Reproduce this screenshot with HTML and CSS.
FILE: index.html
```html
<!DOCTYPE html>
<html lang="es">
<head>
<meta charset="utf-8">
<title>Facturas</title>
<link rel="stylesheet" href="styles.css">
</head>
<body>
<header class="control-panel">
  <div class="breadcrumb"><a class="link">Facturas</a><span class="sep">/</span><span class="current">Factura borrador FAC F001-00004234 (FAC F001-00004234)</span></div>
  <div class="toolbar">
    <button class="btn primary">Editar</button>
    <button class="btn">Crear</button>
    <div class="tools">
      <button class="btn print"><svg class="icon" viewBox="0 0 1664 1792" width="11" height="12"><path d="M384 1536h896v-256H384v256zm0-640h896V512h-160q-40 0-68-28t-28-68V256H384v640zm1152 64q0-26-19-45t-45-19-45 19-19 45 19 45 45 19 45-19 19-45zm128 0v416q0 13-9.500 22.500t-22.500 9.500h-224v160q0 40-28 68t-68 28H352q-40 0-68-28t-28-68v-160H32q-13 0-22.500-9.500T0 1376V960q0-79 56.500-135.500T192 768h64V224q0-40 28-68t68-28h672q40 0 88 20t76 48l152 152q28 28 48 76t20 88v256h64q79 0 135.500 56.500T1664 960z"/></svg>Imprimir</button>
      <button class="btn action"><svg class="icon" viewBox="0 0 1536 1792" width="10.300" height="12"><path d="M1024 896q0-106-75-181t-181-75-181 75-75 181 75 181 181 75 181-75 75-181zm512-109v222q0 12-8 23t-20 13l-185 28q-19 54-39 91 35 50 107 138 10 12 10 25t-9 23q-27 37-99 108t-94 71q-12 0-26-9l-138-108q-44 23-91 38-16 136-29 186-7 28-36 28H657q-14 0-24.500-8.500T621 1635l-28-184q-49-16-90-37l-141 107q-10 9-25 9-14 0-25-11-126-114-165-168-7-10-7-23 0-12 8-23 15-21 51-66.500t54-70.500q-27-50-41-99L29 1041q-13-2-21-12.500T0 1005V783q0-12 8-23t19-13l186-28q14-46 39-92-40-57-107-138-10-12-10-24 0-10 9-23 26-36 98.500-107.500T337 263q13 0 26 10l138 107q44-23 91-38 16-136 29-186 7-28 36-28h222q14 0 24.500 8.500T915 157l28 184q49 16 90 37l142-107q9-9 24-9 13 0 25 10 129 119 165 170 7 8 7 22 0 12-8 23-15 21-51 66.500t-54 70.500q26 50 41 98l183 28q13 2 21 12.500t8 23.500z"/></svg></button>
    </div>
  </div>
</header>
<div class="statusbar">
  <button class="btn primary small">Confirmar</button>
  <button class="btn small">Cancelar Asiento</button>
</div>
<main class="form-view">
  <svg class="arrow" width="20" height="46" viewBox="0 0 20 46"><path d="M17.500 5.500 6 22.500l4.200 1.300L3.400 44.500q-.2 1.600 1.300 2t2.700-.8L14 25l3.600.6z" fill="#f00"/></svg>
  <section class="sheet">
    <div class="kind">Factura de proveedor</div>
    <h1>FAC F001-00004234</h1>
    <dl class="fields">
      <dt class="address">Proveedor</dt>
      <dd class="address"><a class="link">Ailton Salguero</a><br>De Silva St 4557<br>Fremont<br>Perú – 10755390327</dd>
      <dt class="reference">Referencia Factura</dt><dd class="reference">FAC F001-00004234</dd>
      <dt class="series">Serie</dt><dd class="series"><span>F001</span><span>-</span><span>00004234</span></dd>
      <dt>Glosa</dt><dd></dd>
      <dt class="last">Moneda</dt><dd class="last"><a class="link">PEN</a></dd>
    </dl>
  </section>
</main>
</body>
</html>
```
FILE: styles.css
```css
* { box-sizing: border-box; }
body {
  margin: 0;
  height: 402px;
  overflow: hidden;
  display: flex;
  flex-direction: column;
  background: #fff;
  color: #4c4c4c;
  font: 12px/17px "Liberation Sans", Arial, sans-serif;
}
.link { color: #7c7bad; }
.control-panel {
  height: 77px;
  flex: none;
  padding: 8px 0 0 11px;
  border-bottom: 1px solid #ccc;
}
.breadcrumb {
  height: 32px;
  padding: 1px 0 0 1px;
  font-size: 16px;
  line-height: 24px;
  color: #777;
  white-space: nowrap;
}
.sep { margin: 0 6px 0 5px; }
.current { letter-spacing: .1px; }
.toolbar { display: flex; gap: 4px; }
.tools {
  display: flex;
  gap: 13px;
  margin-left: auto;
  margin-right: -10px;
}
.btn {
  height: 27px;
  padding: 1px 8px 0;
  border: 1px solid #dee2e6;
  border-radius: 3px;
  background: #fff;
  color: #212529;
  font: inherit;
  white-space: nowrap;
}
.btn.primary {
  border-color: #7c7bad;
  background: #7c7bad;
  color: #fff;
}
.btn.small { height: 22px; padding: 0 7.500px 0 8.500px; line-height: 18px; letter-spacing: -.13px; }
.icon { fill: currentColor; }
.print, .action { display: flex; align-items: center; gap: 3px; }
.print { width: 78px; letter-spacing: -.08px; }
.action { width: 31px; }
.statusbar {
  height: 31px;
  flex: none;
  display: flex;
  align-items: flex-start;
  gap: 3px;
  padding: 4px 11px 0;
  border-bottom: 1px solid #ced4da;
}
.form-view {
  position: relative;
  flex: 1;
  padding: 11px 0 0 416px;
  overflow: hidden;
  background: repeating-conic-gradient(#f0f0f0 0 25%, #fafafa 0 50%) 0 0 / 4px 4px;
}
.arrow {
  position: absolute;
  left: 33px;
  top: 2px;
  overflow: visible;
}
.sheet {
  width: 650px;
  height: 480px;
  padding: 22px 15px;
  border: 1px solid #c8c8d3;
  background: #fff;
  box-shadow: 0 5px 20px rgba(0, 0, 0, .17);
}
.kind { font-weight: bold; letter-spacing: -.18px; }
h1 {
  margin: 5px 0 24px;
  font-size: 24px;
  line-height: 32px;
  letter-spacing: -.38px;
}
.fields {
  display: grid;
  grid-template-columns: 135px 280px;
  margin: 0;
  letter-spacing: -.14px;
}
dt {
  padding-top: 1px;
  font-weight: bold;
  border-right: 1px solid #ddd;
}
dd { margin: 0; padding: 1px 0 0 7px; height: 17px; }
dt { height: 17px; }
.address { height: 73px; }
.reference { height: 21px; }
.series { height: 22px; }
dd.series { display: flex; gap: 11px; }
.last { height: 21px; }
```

---+---

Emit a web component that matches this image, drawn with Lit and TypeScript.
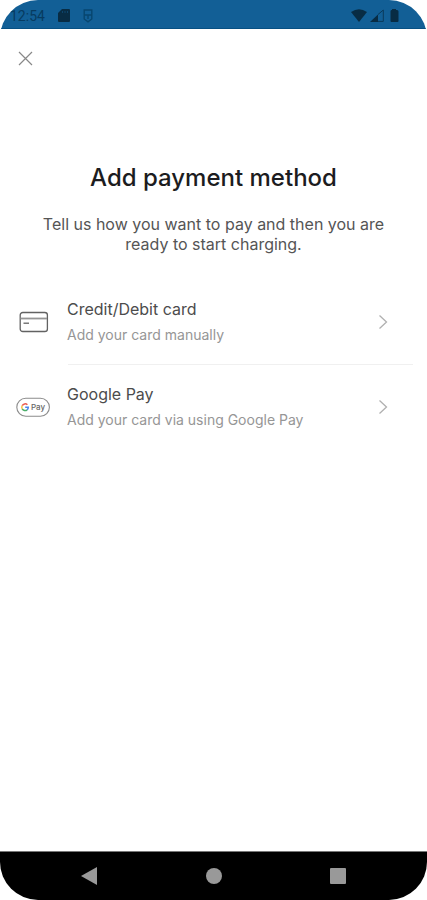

---+---

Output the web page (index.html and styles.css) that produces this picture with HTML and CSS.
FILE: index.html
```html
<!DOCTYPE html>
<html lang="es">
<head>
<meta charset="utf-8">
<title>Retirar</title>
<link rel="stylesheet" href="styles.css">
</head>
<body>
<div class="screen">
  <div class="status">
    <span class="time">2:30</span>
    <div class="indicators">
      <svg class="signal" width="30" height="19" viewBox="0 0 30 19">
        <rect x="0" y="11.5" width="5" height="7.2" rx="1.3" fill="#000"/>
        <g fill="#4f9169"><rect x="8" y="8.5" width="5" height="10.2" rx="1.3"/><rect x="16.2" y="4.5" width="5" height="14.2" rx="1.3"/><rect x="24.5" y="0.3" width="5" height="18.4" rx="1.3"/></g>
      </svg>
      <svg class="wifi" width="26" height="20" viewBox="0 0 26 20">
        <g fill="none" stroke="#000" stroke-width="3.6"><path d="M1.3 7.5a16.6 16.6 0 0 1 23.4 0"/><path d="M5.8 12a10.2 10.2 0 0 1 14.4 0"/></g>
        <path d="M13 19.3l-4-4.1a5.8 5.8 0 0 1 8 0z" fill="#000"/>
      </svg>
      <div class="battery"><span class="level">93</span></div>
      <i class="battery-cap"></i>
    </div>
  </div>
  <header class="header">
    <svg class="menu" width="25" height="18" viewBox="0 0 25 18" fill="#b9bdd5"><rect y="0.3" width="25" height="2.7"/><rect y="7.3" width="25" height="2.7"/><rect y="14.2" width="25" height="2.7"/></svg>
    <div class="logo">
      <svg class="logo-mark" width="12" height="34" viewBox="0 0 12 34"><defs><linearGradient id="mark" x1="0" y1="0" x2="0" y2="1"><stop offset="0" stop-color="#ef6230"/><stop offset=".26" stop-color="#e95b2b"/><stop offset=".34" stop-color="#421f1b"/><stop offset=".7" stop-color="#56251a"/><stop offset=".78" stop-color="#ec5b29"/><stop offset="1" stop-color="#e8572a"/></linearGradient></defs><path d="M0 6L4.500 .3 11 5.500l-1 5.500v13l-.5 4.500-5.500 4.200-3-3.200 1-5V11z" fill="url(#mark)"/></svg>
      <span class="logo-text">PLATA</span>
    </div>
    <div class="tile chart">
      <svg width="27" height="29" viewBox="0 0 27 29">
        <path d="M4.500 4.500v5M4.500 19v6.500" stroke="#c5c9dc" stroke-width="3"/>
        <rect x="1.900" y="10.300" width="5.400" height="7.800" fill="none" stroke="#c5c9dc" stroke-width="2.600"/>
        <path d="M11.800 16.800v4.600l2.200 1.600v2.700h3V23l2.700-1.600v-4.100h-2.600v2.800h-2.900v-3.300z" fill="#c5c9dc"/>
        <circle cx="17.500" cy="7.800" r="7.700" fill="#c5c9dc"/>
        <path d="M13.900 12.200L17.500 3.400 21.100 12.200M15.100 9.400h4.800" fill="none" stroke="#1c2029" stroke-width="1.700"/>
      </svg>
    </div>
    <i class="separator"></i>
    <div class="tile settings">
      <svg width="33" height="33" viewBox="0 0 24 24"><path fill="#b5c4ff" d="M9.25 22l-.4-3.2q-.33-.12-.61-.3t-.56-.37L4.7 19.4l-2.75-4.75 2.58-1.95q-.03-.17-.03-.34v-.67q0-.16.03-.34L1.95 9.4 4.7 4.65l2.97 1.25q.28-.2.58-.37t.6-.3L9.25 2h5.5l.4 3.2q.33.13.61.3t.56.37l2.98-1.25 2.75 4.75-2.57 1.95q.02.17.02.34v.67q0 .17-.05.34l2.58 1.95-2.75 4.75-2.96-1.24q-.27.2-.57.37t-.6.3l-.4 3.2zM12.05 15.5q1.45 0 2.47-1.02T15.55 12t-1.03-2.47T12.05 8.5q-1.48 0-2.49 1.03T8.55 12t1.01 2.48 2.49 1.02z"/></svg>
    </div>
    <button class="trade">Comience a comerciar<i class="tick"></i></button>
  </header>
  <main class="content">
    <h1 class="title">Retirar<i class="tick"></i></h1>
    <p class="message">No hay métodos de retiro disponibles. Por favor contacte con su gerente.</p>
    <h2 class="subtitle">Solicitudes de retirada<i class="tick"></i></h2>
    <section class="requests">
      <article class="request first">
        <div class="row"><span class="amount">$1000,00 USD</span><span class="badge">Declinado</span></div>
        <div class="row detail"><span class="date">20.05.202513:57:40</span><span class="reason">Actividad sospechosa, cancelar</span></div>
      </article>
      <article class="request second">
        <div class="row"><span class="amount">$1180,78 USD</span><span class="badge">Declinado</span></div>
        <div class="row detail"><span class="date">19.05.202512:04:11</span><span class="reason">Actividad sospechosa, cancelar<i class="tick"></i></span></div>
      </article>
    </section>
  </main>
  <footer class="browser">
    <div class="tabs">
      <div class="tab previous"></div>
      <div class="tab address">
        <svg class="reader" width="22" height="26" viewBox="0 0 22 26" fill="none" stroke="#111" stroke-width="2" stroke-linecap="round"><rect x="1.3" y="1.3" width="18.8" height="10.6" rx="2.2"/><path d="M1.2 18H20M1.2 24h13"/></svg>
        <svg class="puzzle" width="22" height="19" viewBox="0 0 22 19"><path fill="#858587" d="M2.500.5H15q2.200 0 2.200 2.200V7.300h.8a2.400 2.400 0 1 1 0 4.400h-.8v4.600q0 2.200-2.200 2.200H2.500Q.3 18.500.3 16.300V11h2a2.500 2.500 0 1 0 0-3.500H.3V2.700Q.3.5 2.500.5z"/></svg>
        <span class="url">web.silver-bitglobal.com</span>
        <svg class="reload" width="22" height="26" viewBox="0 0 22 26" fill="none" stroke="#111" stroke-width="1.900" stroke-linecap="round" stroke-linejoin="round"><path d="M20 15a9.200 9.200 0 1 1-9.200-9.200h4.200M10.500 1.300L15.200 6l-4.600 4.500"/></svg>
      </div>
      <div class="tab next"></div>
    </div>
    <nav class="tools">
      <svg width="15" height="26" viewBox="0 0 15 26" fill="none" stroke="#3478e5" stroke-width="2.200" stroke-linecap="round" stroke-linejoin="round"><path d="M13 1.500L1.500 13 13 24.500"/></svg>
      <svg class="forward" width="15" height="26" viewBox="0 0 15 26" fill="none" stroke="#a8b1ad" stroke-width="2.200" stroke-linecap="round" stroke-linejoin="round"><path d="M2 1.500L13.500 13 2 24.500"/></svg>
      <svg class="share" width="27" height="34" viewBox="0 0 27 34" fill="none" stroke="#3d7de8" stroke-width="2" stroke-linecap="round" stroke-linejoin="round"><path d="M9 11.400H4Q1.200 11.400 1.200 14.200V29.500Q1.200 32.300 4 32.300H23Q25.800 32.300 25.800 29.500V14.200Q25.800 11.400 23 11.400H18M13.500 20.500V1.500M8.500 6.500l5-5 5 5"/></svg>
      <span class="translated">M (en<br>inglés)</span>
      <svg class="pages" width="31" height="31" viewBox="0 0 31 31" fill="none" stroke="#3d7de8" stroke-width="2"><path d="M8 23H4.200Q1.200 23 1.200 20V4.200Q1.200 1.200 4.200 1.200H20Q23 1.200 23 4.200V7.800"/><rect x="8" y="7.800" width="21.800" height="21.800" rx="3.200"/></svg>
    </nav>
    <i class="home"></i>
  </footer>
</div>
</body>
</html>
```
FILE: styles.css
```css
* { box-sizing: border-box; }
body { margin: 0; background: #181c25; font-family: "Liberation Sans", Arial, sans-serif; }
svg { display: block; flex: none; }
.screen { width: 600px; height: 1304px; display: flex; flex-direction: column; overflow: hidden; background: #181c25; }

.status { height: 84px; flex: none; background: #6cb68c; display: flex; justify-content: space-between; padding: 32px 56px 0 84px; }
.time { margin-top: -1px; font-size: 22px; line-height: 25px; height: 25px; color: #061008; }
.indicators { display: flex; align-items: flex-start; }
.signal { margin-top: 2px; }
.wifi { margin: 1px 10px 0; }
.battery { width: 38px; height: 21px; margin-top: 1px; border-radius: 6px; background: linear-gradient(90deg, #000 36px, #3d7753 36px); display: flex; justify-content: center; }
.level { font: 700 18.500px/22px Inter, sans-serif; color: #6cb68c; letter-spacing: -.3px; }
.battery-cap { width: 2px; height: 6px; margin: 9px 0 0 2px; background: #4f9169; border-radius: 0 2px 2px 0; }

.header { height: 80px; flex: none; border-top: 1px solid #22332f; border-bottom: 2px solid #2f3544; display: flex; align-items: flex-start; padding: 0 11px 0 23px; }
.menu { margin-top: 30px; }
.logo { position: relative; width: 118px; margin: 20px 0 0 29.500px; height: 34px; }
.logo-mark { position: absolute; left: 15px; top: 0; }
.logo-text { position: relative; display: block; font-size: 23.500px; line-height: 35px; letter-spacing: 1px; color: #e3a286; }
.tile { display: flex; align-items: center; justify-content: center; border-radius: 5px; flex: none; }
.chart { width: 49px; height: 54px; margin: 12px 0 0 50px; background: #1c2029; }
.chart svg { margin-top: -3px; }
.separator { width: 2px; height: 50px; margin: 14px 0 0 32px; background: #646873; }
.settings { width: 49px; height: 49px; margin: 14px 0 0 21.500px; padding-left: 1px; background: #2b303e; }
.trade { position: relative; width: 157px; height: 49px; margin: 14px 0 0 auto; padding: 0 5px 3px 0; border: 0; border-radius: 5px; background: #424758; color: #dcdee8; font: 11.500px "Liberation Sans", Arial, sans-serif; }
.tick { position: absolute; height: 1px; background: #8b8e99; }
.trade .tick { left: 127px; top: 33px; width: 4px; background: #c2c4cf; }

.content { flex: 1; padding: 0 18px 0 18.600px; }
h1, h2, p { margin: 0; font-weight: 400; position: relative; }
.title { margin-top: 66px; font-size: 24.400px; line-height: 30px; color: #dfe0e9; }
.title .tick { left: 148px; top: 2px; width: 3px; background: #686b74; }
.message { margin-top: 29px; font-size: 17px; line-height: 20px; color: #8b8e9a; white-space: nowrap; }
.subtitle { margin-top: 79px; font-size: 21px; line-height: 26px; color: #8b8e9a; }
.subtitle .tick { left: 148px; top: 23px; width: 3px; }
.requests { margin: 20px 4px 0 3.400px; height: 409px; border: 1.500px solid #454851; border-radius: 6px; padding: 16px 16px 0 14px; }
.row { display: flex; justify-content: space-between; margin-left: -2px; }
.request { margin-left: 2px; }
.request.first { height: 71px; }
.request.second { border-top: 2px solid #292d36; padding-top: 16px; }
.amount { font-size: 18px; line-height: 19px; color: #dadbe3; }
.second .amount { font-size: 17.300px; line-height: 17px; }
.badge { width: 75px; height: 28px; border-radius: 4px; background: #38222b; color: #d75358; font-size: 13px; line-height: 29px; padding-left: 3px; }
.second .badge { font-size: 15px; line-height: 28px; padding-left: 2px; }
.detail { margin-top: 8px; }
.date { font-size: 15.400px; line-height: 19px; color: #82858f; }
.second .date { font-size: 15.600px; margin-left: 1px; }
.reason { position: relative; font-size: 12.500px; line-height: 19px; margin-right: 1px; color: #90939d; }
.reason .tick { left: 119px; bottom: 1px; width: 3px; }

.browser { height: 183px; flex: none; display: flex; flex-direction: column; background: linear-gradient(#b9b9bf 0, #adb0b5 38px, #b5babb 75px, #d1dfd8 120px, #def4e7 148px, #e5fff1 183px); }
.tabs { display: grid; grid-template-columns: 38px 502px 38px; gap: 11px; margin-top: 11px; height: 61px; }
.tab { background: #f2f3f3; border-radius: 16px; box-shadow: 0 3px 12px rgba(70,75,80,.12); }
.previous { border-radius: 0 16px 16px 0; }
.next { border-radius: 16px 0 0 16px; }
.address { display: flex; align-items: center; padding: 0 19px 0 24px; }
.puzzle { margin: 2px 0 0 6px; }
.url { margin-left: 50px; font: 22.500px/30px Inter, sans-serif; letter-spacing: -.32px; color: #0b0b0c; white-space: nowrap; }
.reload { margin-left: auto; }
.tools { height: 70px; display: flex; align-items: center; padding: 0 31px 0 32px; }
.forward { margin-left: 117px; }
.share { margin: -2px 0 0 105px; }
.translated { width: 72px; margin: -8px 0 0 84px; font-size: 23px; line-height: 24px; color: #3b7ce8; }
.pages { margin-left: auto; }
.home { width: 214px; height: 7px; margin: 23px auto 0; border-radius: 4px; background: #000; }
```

---+---

• Task to carry out:
Using the material above, count the lines containing the word "that". Reply with the number alone.

• Full output:
2